In its last announcement for the year, the Bank of Canada revealed it is leaving its benchmark interest rate unchanged at one per cent. This comes after the Bank raised rates twice in 2017 – once by a quarter point in July and again by a quarter point in September.
None of the big five banks had given their forecast for this announcement, indicating there was no clear idea of what the Bank was going to do. But the vast majority of economists polled by Bloomberg expected the Bank to keep its rate steady. With positive job growth and better-than-expected GDP data, one could even make a case that Canada is ready for higher rates.
Thriving global economies dictating lower rates in Canada
In a statement released immediately after the announcement, the Bank says the global economy is evolving largely as expected – similar to what was conveyed in the October Monetary Policy Report (MPR).
Global growth in advanced economies is making the Bank nervous, pushing it to keep rates lower in Canada.
The Bank says, “Growth has firmed in other advanced economies. Meanwhile, oil prices have moved higher and financial conditions have eased. The global outlook remains subject to considerable uncertainty, notably about geopolitical developments and trade policies.”
Specifically, uncertainty south of the border continues to concern the Bank. Growth in the United States for the third quarter was stronger than forecasted, but the Bank says it’s “still expected to moderate in the months ahead.”
Still, BoC seemingly confident in our economy
The Bank seems bullish on Canada in its statement, saying “employment growth has been very strong and wages have shown some improvement, supporting robust consumer spending in the third quarter.”

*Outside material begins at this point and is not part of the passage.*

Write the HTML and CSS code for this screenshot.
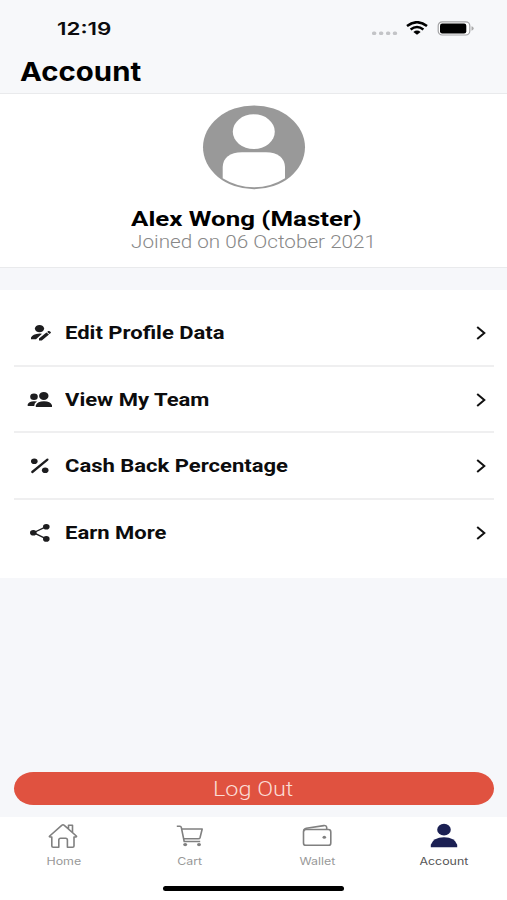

Business investment continues to contribute to growth after a strong first half, and public infrastructure spending is becoming more evident in the data. And while exports declined more than expected in the third quarter, this was following exceptionally strong growth earlier in 2017. The latest trade data supports the MPR projection that export growth will resume as foreign demand strengthens.
In addition, the housing market, which remains a big concern of the Bank’s, is moderating as expected.
Maintaining the overnight rate is good news for Canadians with a variable rate mortgage or a line of credit. The cost of borrowing will remain the same, as commercial banks will likely keep their prime lending rate steady at 3.2 per cent. But the Bank warns Canadians to prepare for higher rates in 2018 –rates may be steady for now, but higher interest rates will likely be required over time.
The loonie fell slightly upon the news, falling just below $0.79 USD.
The next scheduled overnight rate announcement is Jan. 17, 2018. The Bank’s outlook on the economy and inflation, including risks to the projection, will be published in the MPR at the same time.